Dan and four other men stand around a firepit, in front of a tropical beach and a twilight sky.
Obviously, meeting in-person with my immediate team2 was a specific goal for the event.
Only after deciding the title of this blog post did I spot my own accidental wordplay. I mean that it was metaphorically magical, of course, but there also happened to be more than a little magic performed there too, thanks to yours truly.
Dan standing on stage in front of a seated audience; a screen behind him shows a close-up of his hands holding several playing cards.
I made magic a theme of a “flash talk”. After that ~350 people was a suboptimal audience size for close-up magic and offering to later replicate the trick I was describing in-person to anybody in the room… I ended up performing it many, many more times.

No, I mean that the whole thing felt magical. Like, I’ve discovered, every Automattic meetup I’ve been to has been. But this is perhaps especially true of the larger ones like Vienna last year (where my “flash talk” topic was Finger for WordPress; turns out I love the excuse to listen to other people’s nerdity and fly my own nerd flag a little).

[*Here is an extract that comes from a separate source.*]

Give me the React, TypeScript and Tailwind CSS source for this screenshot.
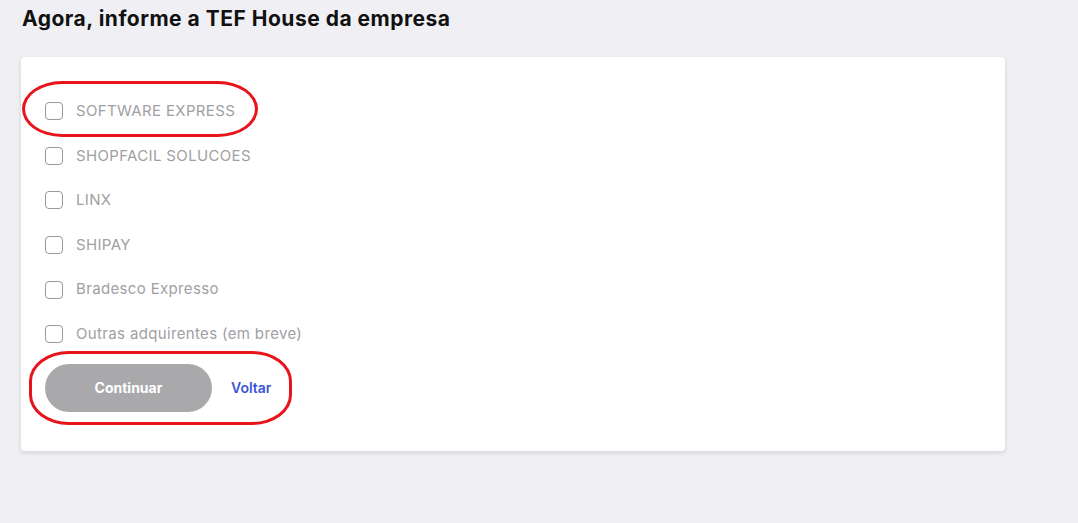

Beautiful sunrise, with reds, oranges, yellows and pinks dappling across the clouds, seen from a Caribbean beach.
There’s plenty of reasons it was a magical trip, as I’ll explain. But after arriving late and exhausted, this view from the doorstep of my bedroom the following morning was a great start. I made a habit of a pre-breakfast swim each morning in the warm Caribbean waters.

Our events team, who are already some of the most thoughtful and considerate planners you might ever meet, had gone above and beyond in their choice of location. The all-inclusive resort they’d booked out for pretty-much our exclusive use was a little isolated and not the kind of place I’d have chosen for a personal holiday. But it provided all of the facilities my team, sibling teams, and division could desire for work, rest and play.

One day, I returned to my room and discovered that in the course of their tidying, the hotel’s housekeeping team had been asked to tidy up any stray charging cables using reusable Automattic-branded cable ties. These are the kinds of nice touches that show how hard our events coordinators think about their work3!

As usual, an Automattic meetup proved to be a series of long but energising days comprising a mixture of directly work-related events, social team-building and networking opportunities, chances for personal growth and to learn or practice skills, and a sweet sprinkling of fun and memorable activities.

Stalactite-strewn cave deeply filled with clear blue water.
A particular treat as a trip to swim through a cenote – caverns formed by sinkhole erosion of the limestone sediment by rainwater, often considered sacred to the Maya – complete with fish, bats, and the ugliest spiders you’ll ever see.4
Harvey Mackay said5 that if you choose a job you love, you’ll never work a day in your life. That might not ring true for me every day of my working life, but it certainly feels significant when I’m at Automattic meetups.
Two men and two women sit around a sticker-covered Macbook laptop, collectively looking at its screen.
Work that feels like fun, and fun that contributes to work? Is that the secret sauce? My colleague Boro and I certainly tried to bring that energy to our workshop on the philosophy of code reviews, pictured.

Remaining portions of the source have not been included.